Cash flow management isn’t just an accounting term; it’s the cornerstone of business success. Think of it as the financial circulatory system that keeps your business alive and kicking. Without it, even the most promising enterprises can grind to a halt. So, what makes it so important? In this article, we’ll delve into the world of cash flow management, exploring its pivotal role in your business’s success and sharing expert strategies on how to manage cash flow like a seasoned pro.
Cash flow’s role: From survival to success
First and foremost, it’s all about ensuring your business has enough cash on hand to cover its daily expenses, from paying bills and salaries to buying inventory. In other words, it keeps the lights on and the wheels turning. The failure to manage cash flow can lead to financial hiccups, cash shortages, and even business closure.
Cash flow management extends beyond simple survival. It’s a tool that empowers you to seize opportunities and invest in growth. For example, having a positive cash flow can allow you to expand your product line, open a new location, or hire additional staff when needed. It’s your ticket to moving forward and evolving.
In business, just as in life, storms can arise unexpectedly. A well-managed cash flow provides you with a financial umbrella. In the face of economic downturns, market volatility, or other unexpected challenges, a robust cash flow cushions your business against the harsh elements. It keeps you afloat when others might be sinking.

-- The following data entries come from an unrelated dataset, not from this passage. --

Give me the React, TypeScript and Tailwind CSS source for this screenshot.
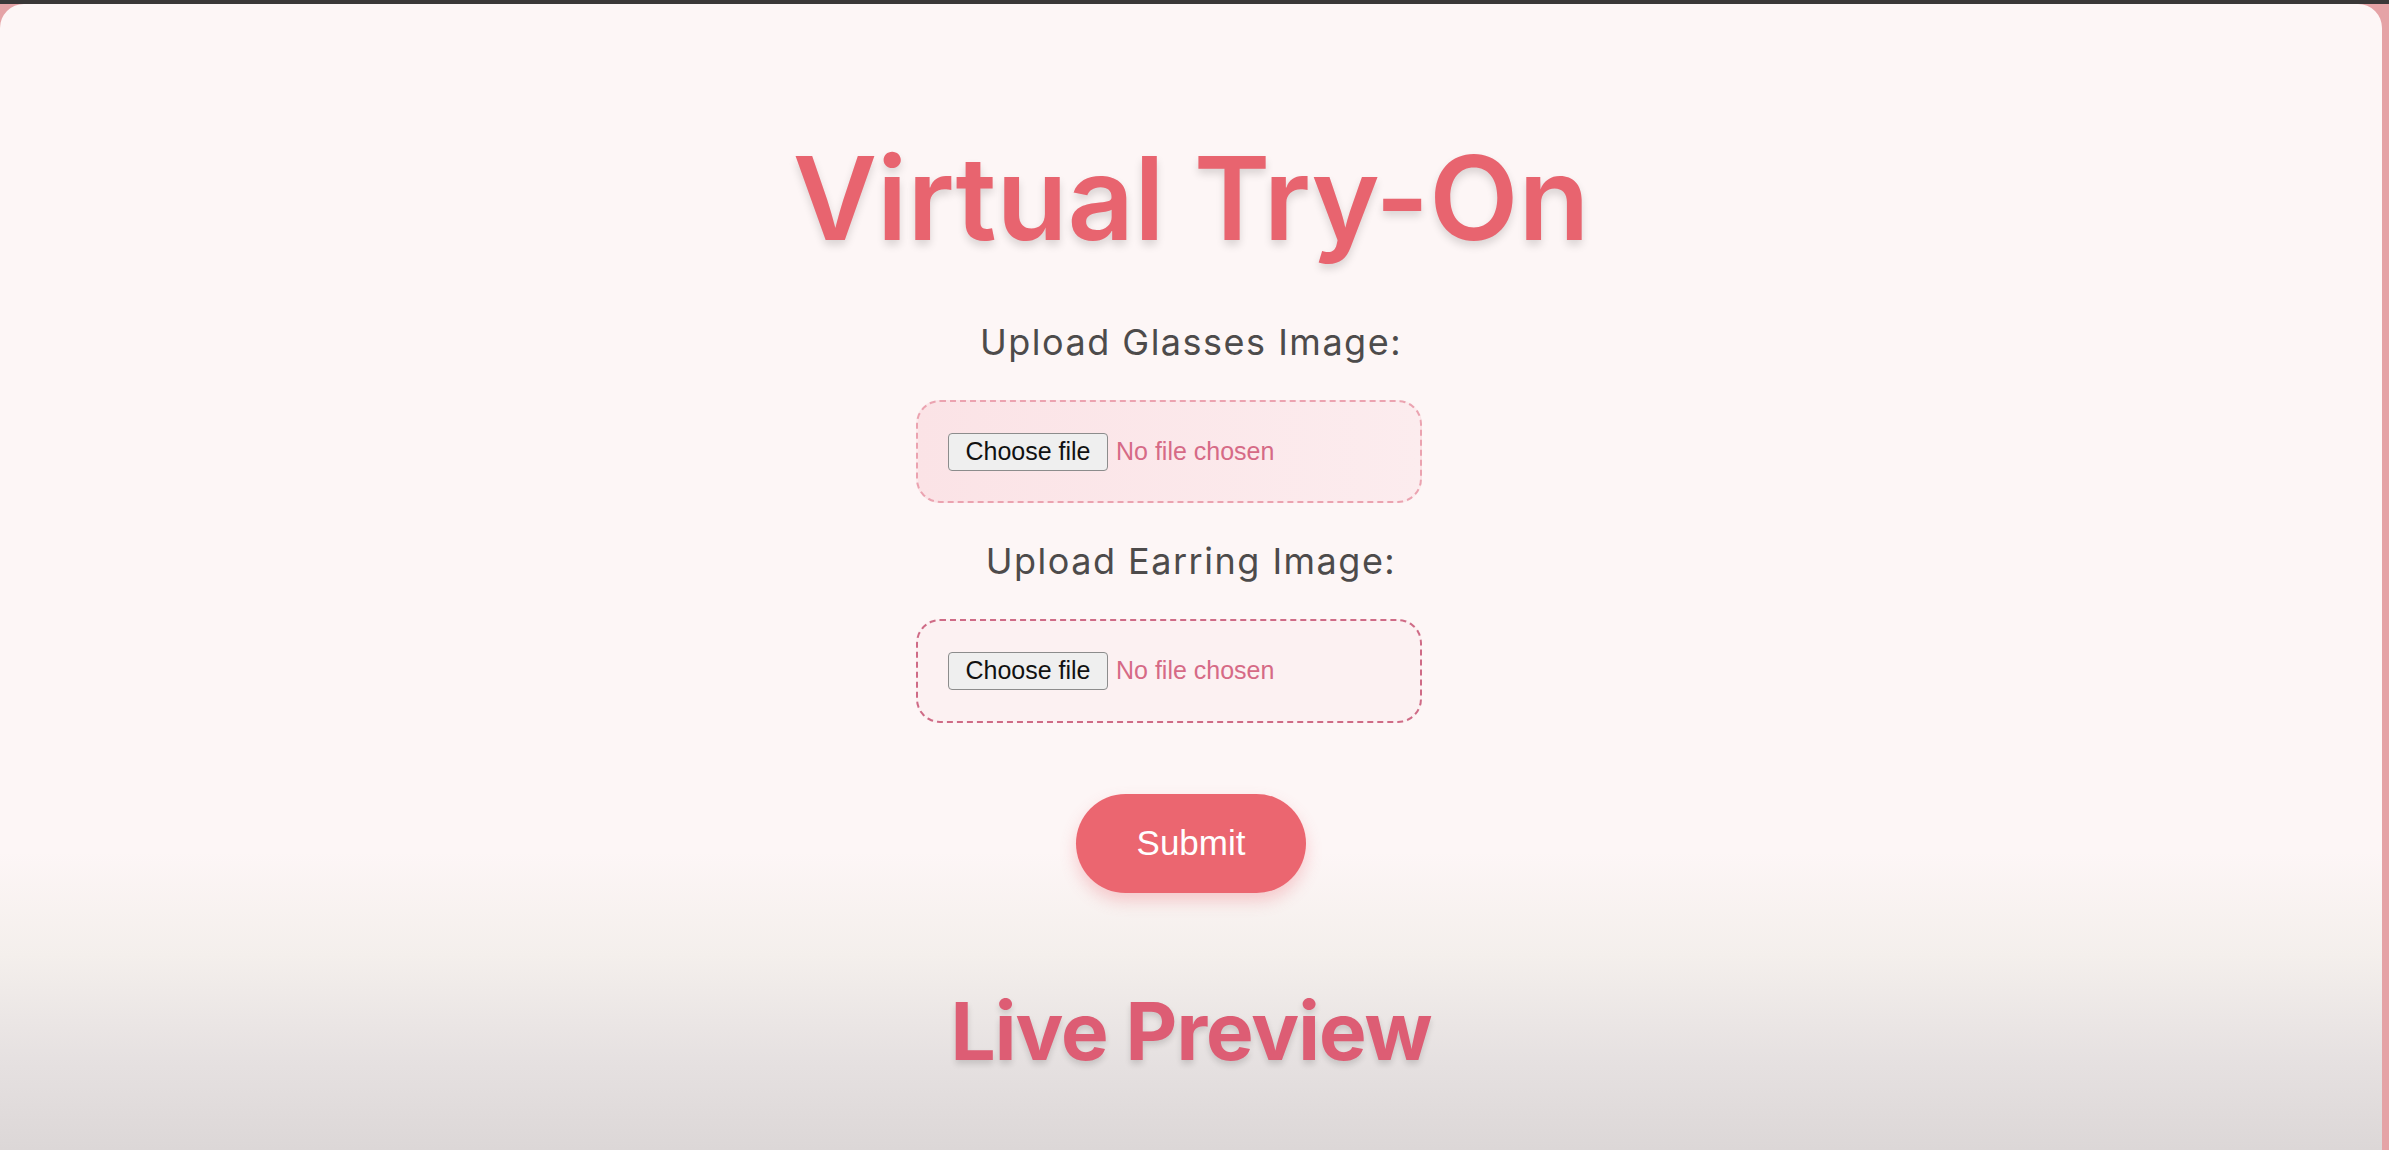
export default function App() {
  return (
    <div className="h-[1150px] w-full flex flex-col bg-[#e5a3a6] overflow-hidden">
      <div className="h-[4px] bg-[#3a3838]" />
      <div className="flex-1 mr-[7px] rounded-t-[24px] bg-[linear-gradient(180deg,#fdf6f6_0%,#fdf6f6_74%,#f4efec_83%,#e6e1e1_92%,#dcd7d7_100%)] flex flex-col items-center font-['Inter',sans-serif]">
        <h1 className="mt-[136px] text-[116px] leading-none font-semibold text-[#e8646f] tracking-[0px] [text-shadow:0_5px_8px_rgba(0,0,0,0.14)]">
          Virtual Try-On
        </h1>

        <label className="mt-[68px] text-[36px] leading-none tracking-[1.5px] text-[#4d4b4b]">Upload Glasses Image:</label>
        <div className="mt-[40px] mr-[44px] w-[506px] h-[103px] border-2 border-dashed border-[#eba3b0] rounded-[24px] bg-[linear-gradient(90deg,#fbe3e6,#fcecee)] flex items-center px-[30px]">
          <FilePick />
        </div>

        <label className="mt-[40px] text-[36px] leading-none tracking-[1.5px] text-[#4d4b4b]">Upload Earring Image:</label>
        <div className="mt-[40px] mr-[44px] w-[506px] h-[104px] border-2 border-dashed border-[#cf6b86] rounded-[24px] bg-[#fcf1f2] flex items-center px-[30px]">
          <FilePick />
        </div>

        <button className="mt-[71px] w-[230px] h-[99px] rounded-full bg-[#eb6670] text-white text-[35px] font-['Liberation_Sans',Arial,sans-serif] shadow-[0_8px_16px_rgba(235,102,112,0.3)]">
          Submit
        </button>

        <h2 className="mt-[98px] text-[80px] leading-none font-bold text-[#dd5d74] tracking-[-1px] [text-shadow:0_4px_6px_rgba(0,0,0,0.14)]">
          Live Preview
        </h2>
      </div>
    </div>
  );
}

function FilePick() {
  return (
    <div className="flex items-center font-['Liberation_Sans',Arial,sans-serif]">
      <span className="w-[160px] h-[38px] flex items-center justify-center bg-[#efefef] border border-[#8c8c8c] rounded-[4px] text-[25px] text-[#111]">
        Choose file
      </span>
      <span className="ml-[8px] text-[25px] text-[#d66a86]">No file chosen</span>
    </div>
  );
}
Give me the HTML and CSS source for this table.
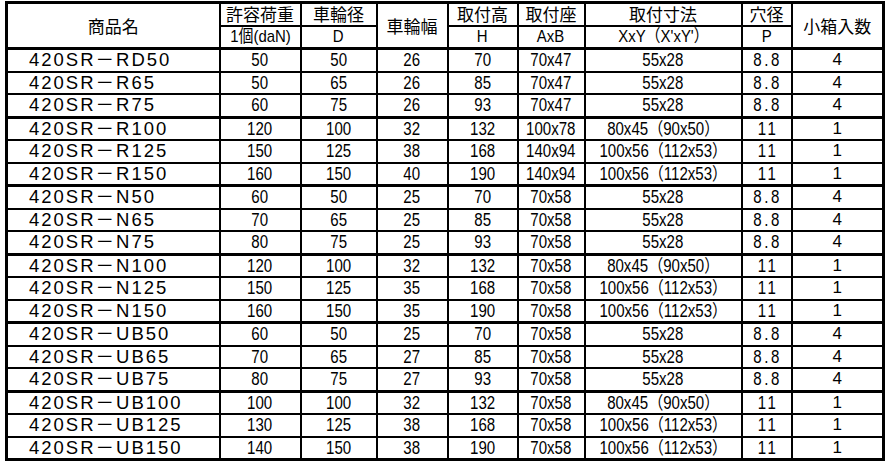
FILE: index.html
```html
<!DOCTYPE html>
<html lang="ja">
<head>
<meta charset="utf-8">
<title>420SR</title>
<link rel="stylesheet" href="styles.css">
</head>
<body>
<table class="spec">
  <colgroup>
    <col class="c-name"><col class="c-load"><col class="c-dia"><col class="c-wid"><col class="c-h"><col class="c-ab"><col class="c-xy"><col class="c-p"><col class="c-box">
  </colgroup>
  <thead>
    <tr class="h1">
      <th rowspan="2" class="jp">商品名</th>
      <th class="jp">許容荷重</th>
      <th class="jp">車輪径</th>
      <th rowspan="2" class="jp">車輪幅</th>
      <th class="jp">取付高</th>
      <th class="jp">取付座</th>
      <th class="jp">取付寸法</th>
      <th class="jp">穴径</th>
      <th rowspan="2" class="jp">小箱入数</th>
    </tr>
    <tr class="h2">
      <th class="num"><span>1個(daN)</span></th>
      <th class="num"><span>D</span></th>
      <th class="num"><span>H</span></th>
      <th class="num"><span>AxB</span></th>
      <th class="num"><span>XxY（X'xY'）</span></th>
      <th class="num"><span>P</span></th>
    </tr>
  </thead>
  <tbody>
    <tr><td class="name">420SR－RD50</td><td><span>50</span></td><td><span>50</span></td><td><span>26</span></td><td><span>70</span></td><td><span>70x47</span></td><td><span>55x28</span></td><td class="p"><span>8.8</span></td><td class="box">4</td></tr>
    <tr><td class="name">420SR－R65</td><td><span>50</span></td><td><span>65</span></td><td><span>26</span></td><td><span>85</span></td><td><span>70x47</span></td><td><span>55x28</span></td><td class="p"><span>8.8</span></td><td class="box">4</td></tr>
    <tr class="grp"><td class="name">420SR－R75</td><td><span>60</span></td><td><span>75</span></td><td><span>26</span></td><td><span>93</span></td><td><span>70x47</span></td><td><span>55x28</span></td><td class="p"><span>8.8</span></td><td class="box">4</td></tr>
    <tr><td class="name">420SR－R100</td><td><span>120</span></td><td><span>100</span></td><td><span>32</span></td><td><span>132</span></td><td><span>100x78</span></td><td><span>80x45（90x50）</span></td><td class="p"><span>11</span></td><td class="box">1</td></tr>
    <tr><td class="name">420SR－R125</td><td><span>150</span></td><td><span>125</span></td><td><span>38</span></td><td><span>168</span></td><td><span>140x94</span></td><td><span>100x56（112x53）</span></td><td class="p"><span>11</span></td><td class="box">1</td></tr>
    <tr class="grp"><td class="name">420SR－R150</td><td><span>160</span></td><td><span>150</span></td><td><span>40</span></td><td><span>190</span></td><td><span>140x94</span></td><td><span>100x56（112x53）</span></td><td class="p"><span>11</span></td><td class="box">1</td></tr>
    <tr><td class="name">420SR－N50</td><td><span>60</span></td><td><span>50</span></td><td><span>25</span></td><td><span>70</span></td><td><span>70x58</span></td><td><span>55x28</span></td><td class="p"><span>8.8</span></td><td class="box">4</td></tr>
    <tr><td class="name">420SR－N65</td><td><span>70</span></td><td><span>65</span></td><td><span>25</span></td><td><span>85</span></td><td><span>70x58</span></td><td><span>55x28</span></td><td class="p"><span>8.8</span></td><td class="box">4</td></tr>
    <tr class="grp"><td class="name">420SR－N75</td><td><span>80</span></td><td><span>75</span></td><td><span>25</span></td><td><span>93</span></td><td><span>70x58</span></td><td><span>55x28</span></td><td class="p"><span>8.8</span></td><td class="box">4</td></tr>
    <tr><td class="name">420SR－N100</td><td><span>120</span></td><td><span>100</span></td><td><span>32</span></td><td><span>132</span></td><td><span>70x58</span></td><td><span>80x45（90x50）</span></td><td class="p"><span>11</span></td><td class="box">1</td></tr>
    <tr><td class="name">420SR－N125</td><td><span>150</span></td><td><span>125</span></td><td><span>35</span></td><td><span>168</span></td><td><span>70x58</span></td><td><span>100x56（112x53）</span></td><td class="p"><span>11</span></td><td class="box">1</td></tr>
    <tr class="grp"><td class="name">420SR－N150</td><td><span>160</span></td><td><span>150</span></td><td><span>35</span></td><td><span>190</span></td><td><span>70x58</span></td><td><span>100x56（112x53）</span></td><td class="p"><span>11</span></td><td class="box">1</td></tr>
    <tr><td class="name">420SR－UB50</td><td><span>60</span></td><td><span>50</span></td><td><span>25</span></td><td><span>70</span></td><td><span>70x58</span></td><td><span>55x28</span></td><td class="p"><span>8.8</span></td><td class="box">4</td></tr>
    <tr><td class="name">420SR－UB65</td><td><span>70</span></td><td><span>65</span></td><td><span>27</span></td><td><span>85</span></td><td><span>70x58</span></td><td><span>55x28</span></td><td class="p"><span>8.8</span></td><td class="box">4</td></tr>
    <tr class="grp"><td class="name">420SR－UB75</td><td><span>80</span></td><td><span>75</span></td><td><span>27</span></td><td><span>93</span></td><td><span>70x58</span></td><td><span>55x28</span></td><td class="p"><span>8.8</span></td><td class="box">4</td></tr>
    <tr><td class="name">420SR－UB100</td><td><span>100</span></td><td><span>100</span></td><td><span>32</span></td><td><span>132</span></td><td><span>70x58</span></td><td><span>80x45（90x50）</span></td><td class="p"><span>11</span></td><td class="box">1</td></tr>
    <tr><td class="name">420SR－UB125</td><td><span>130</span></td><td><span>125</span></td><td><span>38</span></td><td><span>168</span></td><td><span>70x58</span></td><td><span>100x56（112x53）</span></td><td class="p"><span>11</span></td><td class="box">1</td></tr>
    <tr><td class="name">420SR－UB150</td><td><span>140</span></td><td><span>150</span></td><td><span>38</span></td><td><span>190</span></td><td><span>70x58</span></td><td><span>100x56（112x53）</span></td><td class="p"><span>11</span></td><td class="box">1</td></tr>
  </tbody>
</table>
</body>
</html>
```
FILE: styles.css
```css
html, body {
  margin: 0;
  padding: 0;
  background: #fff;
}

.spec {
  border-collapse: collapse;
  table-layout: fixed;
  width: 877px;
  margin: 1px 0 0 5px;
  border: 3px solid #000;
  color: #000;
}

.c-name { width: 213px; }
.c-load { width: 81px; }
.c-dia { width: 76px; }
.c-wid { width: 71px; }
.c-h { width: 70px; }
.c-ab { width: 67px; }
.c-xy { width: 157px; }
.c-p { width: 50px; }
.c-box { width: 92px; }

.spec th,
.spec td {
  border: 2px solid #000;
  padding: 0;
  text-align: center;
  vertical-align: middle;
  font-weight: normal;
  white-space: nowrap;
  overflow: hidden;
}

.spec td {
  height: 20.5px;
  font-family: "Liberation Sans", "Noto Sans CJK JP", sans-serif;
  font-size: 17.5px;
  line-height: 18px;
}

.spec td span,
.spec th.num span {
  display: inline-block;
  transform: scaleX(0.86);
  transform-origin: center;
}

.spec th.num span {
  transform: scaleX(0.88);
}

.spec thead tr.h1 th {
  height: 20.5px;
}

.spec thead tr.h2 th {
  height: 20.5px;
  border-bottom-width: 3px;
}

.spec th.jp {
  font-family: "Noto Sans CJK JP", "Noto Sans CJK SC", sans-serif;
  font-size: 17px;
  line-height: 18px;
}

.spec th[rowspan] {
  border-bottom-width: 3px;
}

.spec th.num {
  font-family: "Liberation Sans", "Noto Sans CJK JP", sans-serif;
  font-size: 17px;
  line-height: 18px;
}

.spec td.name {
  text-align: left;
  padding-left: 21px;
  font-family: "Liberation Sans", "Noto Sans CJK JP", sans-serif;
  font-size: 18.5px;
  letter-spacing: 2px;
}

.spec td.p span {
  letter-spacing: 3px;
  margin-right: -3px;
}

.spec td.box {
  font-family: "Liberation Sans", sans-serif;
  font-size: 17px;
}

.spec tr.grp td {
  border-bottom-width: 3px;
}
```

Understanding the components: cash flow inflows and outflows
To master cash flow management, you must know the ropes of cash flow components. On one side, you have the inflows – the money coming in. This includes revenue from sales, loans, and any other sources that add to your cash reserves. Understanding your inflow sources and being able to predict them is key to a stable cash flow.
On the flip side, you’ve got the outflows – the money going out. These are your expenses, like rent, utilities, payroll, and debt payments. They’re the necessary components of running a business but can also be a source of financial strain if not managed effectively.
6 Pro Strategies to Keep Your Cash Flow in Check
Now that we’ve established the importance of cash flow management, let’s explore some tried-and-true strategies to keep your cash flow in the green:
Trim unnecessary spending
Start by evaluating your expenses with a critical eye. Are there areas where you can cut back without sacrificing the quality of your products or services? Be ruthless in eliminating unnecessary spending. Every dollar saved is a dollar that can fortify your cash flow. According to Intuit, U.S. small business owners, on average, miss out on $43,394 in annual revenue because they have to turn down projects or sales due to cash flow problems. So, reduce costs so you can avoid missing out on significant opportunities.
Plan your cash flow
Forecasting your cash flow helps you anticipate peaks and valleys in your finances, allowing you to prepare for tight spots and take advantage of opportunities. To make accurate cash flow forecasts, you use your past financial experience and what’s happening in the market right now. And here’s the good news: modern solutions are available with special tools to make this forecasting process a whole lot easier.
Use faster payment solutions to get paid
Getting your money in your pocket faster is important for keeping that cash flow healthy. Imagine having a modern payment solution that zips your hard-earned cash straight to your account, slashing the waiting time. It’s time to bid farewell to those slow payment options like ACH and paper checks. With the instant payments, setting up auto payments, or adopting a simplified invoicing system, you’ll see a world of difference in your cash flow. Say goodbye to the late payments!
Keep inventory in check
Take a good look at what you have in stock. If some of your products aren’t selling well and just sitting there, it’s like having your money stuck. So, sell those items at lower prices and don’t buy more of them when they run out. On the other hand, if people really like something and it’s selling fast, invest more in it. It’s important not to tie up too much of your money in stock.
According to this report, businesses around the world are facing a whopping $471.9 billion in losses because they have too much stuff in stock. On the other hand, they’re also losing $634.1 billion due to not having enough of what they need on hand. Tools and smart stocking strategies can help with this.
Emergency Cash Backup
Maintain a financial cushion for unexpected emergencies, so you’re never caught off guard. This could be in the form of a dedicated business savings account or a line of credit. Having access to this emergency cash or a contingency fund can be a lifesaver when unexpected expenses or revenue dips occur.
Embrace Technology
Technology can be your cash flow management ally. Automation tools, accounting software, and financial apps can help streamline your financial processes, reduce errors, and save you time. By embracing technology, you can make your cash flow management more efficient and less time-consuming.
The significance of proactive cash flow management
Being proactive in cash flow management is like staying ahead of the game. It’s about steering your business toward success with careful planning, resource allocation, and a keen eye on your financial health. When you actively manage your cash flow, you’re not merely surviving—you’re thriving, adapting, and achieving your business goals with confidence.
Managing your cash flow isn’t just about numbers; it’s a strategic must-do. As a business owner, it’s important for you to master the art of managing accounts receivable and accounts payable. So, roll up your sleeves and get ready to manage your cash flow like a seasoned pro. Your business’s future is looking brighter already. With the right strategies and a proactive mindset, you can navigate the often-turbulent financial waters of business.